Plate Tectonic - Hazards (1)
Lab 

   
OBJECTIVES:
  • Plotting volcanoes in western United States.
  • Interpreting the results of data from plotting volcanoes.
VOCABULARY:
  • active
  • dormant
  • extinct
  • volcano
MATERIALS:

Students examine dangerous volcanoes in the United States.


The 1980 eruption of Mt. St. Helens

BACKGROUND:

Volcanic hazards occur where there are active or dormant volcanoes near inhabited areas, especially urban regions. An "active volcano" is defined as a volcano in an eruptive stage or shows signs of eruption. A dormant volcano is a volcano that has been active in the past, but is presently "sleeping." Dormant volcanoes can erupt again. Dormant volcanoes often have small earthquakes, suggesting magma is moving underneath them. Volcanic areas may have active hot springs, triggered by water heated by the magma. A third type of volcano, an extinct volcano, does not have a magma sources, and will never erupt again.

Your students should realize by now that volcanoes are a hazard. Many volcanoes are located in the western United States, in California, Oregon, and Washington. The most recent eruption in this area was at Mt. St. Helens, in Washington, in 1980. This eruption deposited ash over a wide area stretching as far east as Montana. Landslides caused major damage in the surrounding area, and even prevented river travel on the Columbia River (between Washington and Oregon). Mt. St. Helens continues to erupt lava and the volcano grows.
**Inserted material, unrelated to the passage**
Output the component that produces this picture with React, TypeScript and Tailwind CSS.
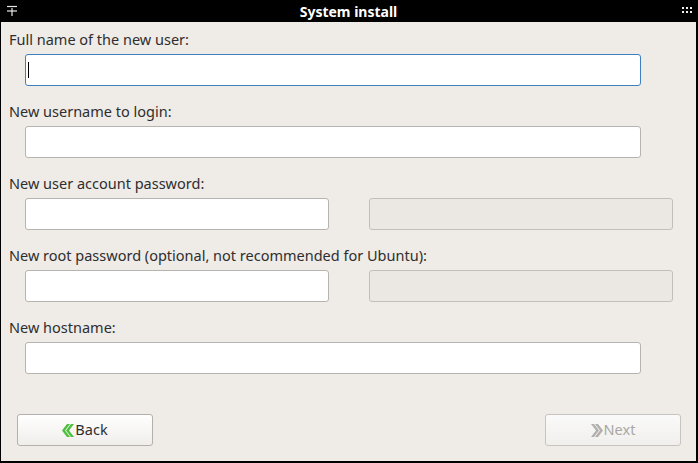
import React from 'react';

const font = { fontFamily: '"Noto Sans", "DejaVu Sans", sans-serif' };

const Field = ({ focused = false }: { focused?: boolean }) => (
  <div
    className={`relative h-[32px] w-[616px] rounded-[3px] border bg-white ${
      focused ? 'border-[#3d7fbf]' : 'border-[#b7b3ae]'
    }`}
  >
    {focused && <div className="absolute left-[2px] top-[7px] h-[16px] w-px bg-black" />}
  </div>
);

const PasswordPair = () => (
  <div className="flex gap-[40px]">
    <div className="h-[32px] w-[304px] rounded-[3px] border border-[#b7b3ae] bg-white" />
    <div className="h-[32px] w-[304px] rounded-[3px] border border-[#c2beb9] bg-[#ebe8e4]" />
  </div>
);

const Group = ({ label, children }: { label: string; children: React.ReactNode }) => (
  <div className="flex flex-col">
    <div className="h-[20px] pl-[8px] text-[14.5px] leading-[19px] text-[#2e2e2e]">{label}</div>
    <div className="mt-[4px] pl-[24px]">{children}</div>
  </div>
);

const Chevrons = ({ dir, color }: { dir: 'left' | 'right'; color: string }) => (
  <svg width="12" height="13" viewBox="0 0 12 13" className="mr-[1px]">
    {dir === 'left' ? (
      <g fill={color}>
        <polygon points="5,0 8,0 3,6.5 8,13 5,13 0,6.5" />
        <polygon points="9,0 12,0 7,6.5 12,13 9,13 4,6.5" />
      </g>
    ) : (
      <g fill={color}>
        <polygon points="0,0 3,0 8,6.5 3,13 0,13 5,6.5" />
        <polygon points="4,0 7,0 12,6.5 7,13 4,13 9,6.5" />
      </g>
    )}
  </svg>
);

export default function App() {
  return (
    <div
      className="flex h-[463px] w-[698px] flex-col border-b-2 border-l border-r-2 border-black bg-[#efebe7]"
      style={font}
    >
      <div className="relative flex h-[22px] shrink-0 items-center justify-center bg-black">
        <svg width="12" height="12" viewBox="0 0 12 12" className="absolute left-[5px] top-[5px]">
          <g stroke="#e8e8e8" strokeWidth="1.2">
            <line x1="1" y1="1.5" x2="11" y2="1.5" />
            <line x1="1" y1="6" x2="11" y2="6" />
            <line x1="6" y1="3" x2="6" y2="11" />
          </g>
        </svg>
        <span className="text-[14px] font-bold text-white">System install</span>
        <svg width="10" height="8" viewBox="0 0 10 8" className="absolute right-[4px] top-[7px]">
          <g fill="#f0f0f0">
            <rect x="0" y="0" width="2" height="2" />
            <rect x="4" y="0" width="2" height="2" />
            <rect x="8" y="0" width="2" height="2" />
            <rect x="0" y="4" width="2" height="2" />
            <rect x="4" y="4" width="2" height="2" />
            <rect x="8" y="4" width="2" height="2" />
          </g>
        </svg>
      </div>

      <div className="flex flex-col gap-[16px] pt-[8px]">
        <Group label="Full name of the new user:">
          <Field focused />
        </Group>
        <Group label="New username to login:">
          <Field />
        </Group>
        <Group label="New user account password:">
          <PasswordPair />
        </Group>
        <Group label="New root password (optional, not recommended for Ubuntu):">
          <PasswordPair />
        </Group>
        <Group label="New hostname:">
          <Field />
        </Group>
      </div>

      <div className="mt-[40px] flex justify-between pl-[16px] pr-[15px]">
        <button className="flex h-[32px] w-[136px] items-center justify-center rounded-[3px] border border-[#b4b0ab] bg-gradient-to-b from-white to-[#f0eeeb] text-[14.5px] text-[#2e2e2e]">
          <Chevrons dir="left" color="#4cbf3c" />
          Back
        </button>
        <button className="flex h-[32px] w-[136px] items-center justify-center rounded-[3px] border border-[#c8c4bf] bg-gradient-to-b from-[#fafafa] to-[#f1efec] text-[14.5px] text-[#a9a7a4]">
          <Chevrons dir="right" color="#b2b0ad" />
          Next
        </button>
      </div>
    </div>
  );
}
Mt St. Helens and the other volcanoes in this area are a part of the "Ring of Fire," the geologically active area of volcanoes that encircles the Pacific Ocean. First graders do not have to understand why they occur in this ring. They need to understand that volcanoes can cause damage.

PROCEDURE:
  1. Show the Mt. St. Helens slides within the Volcano Slideshow to your students. Locate Mt. St. Helens on a map of the United States. Most of the other slides in the set show other volcanic hazards. Tell your students that Mt. St. Helens erupted in 1980 and is still active.
      
  2. Have the students cut out the active and dormant volcano figures on one of the worksheet. Using the list below, review which volcanoes are active and which are dormant. Have the students cut out the volcano figures. You may want to use "cotton balls" for the active volcanoes. Instruct them to paste the pictures on the appropriate volcano. Here are the volcanoes to review:
      
    Mt. Rainier (dormant)
    Mt. St. Helens (active)
    Mt. Hood (dormant)
    Mt. Baker (dormant)
    Glacier Peak (dormant)
    Mt. Adams (dormant)
    Mt. Shasta (dormant)
    Mt. McLoughlin (dormant)
    Mt. Lassen (dormant)
      
  3. All of these volcanoes are either active or dormant. Ask the students if this might be a hazardous area. The answer is "yes" because all of these volcanoes have the potential for eruption. Ask the students if people should build big cities near these volcanoes. The answer is "no," because it might endanger people if the volcanoes decide to erupt.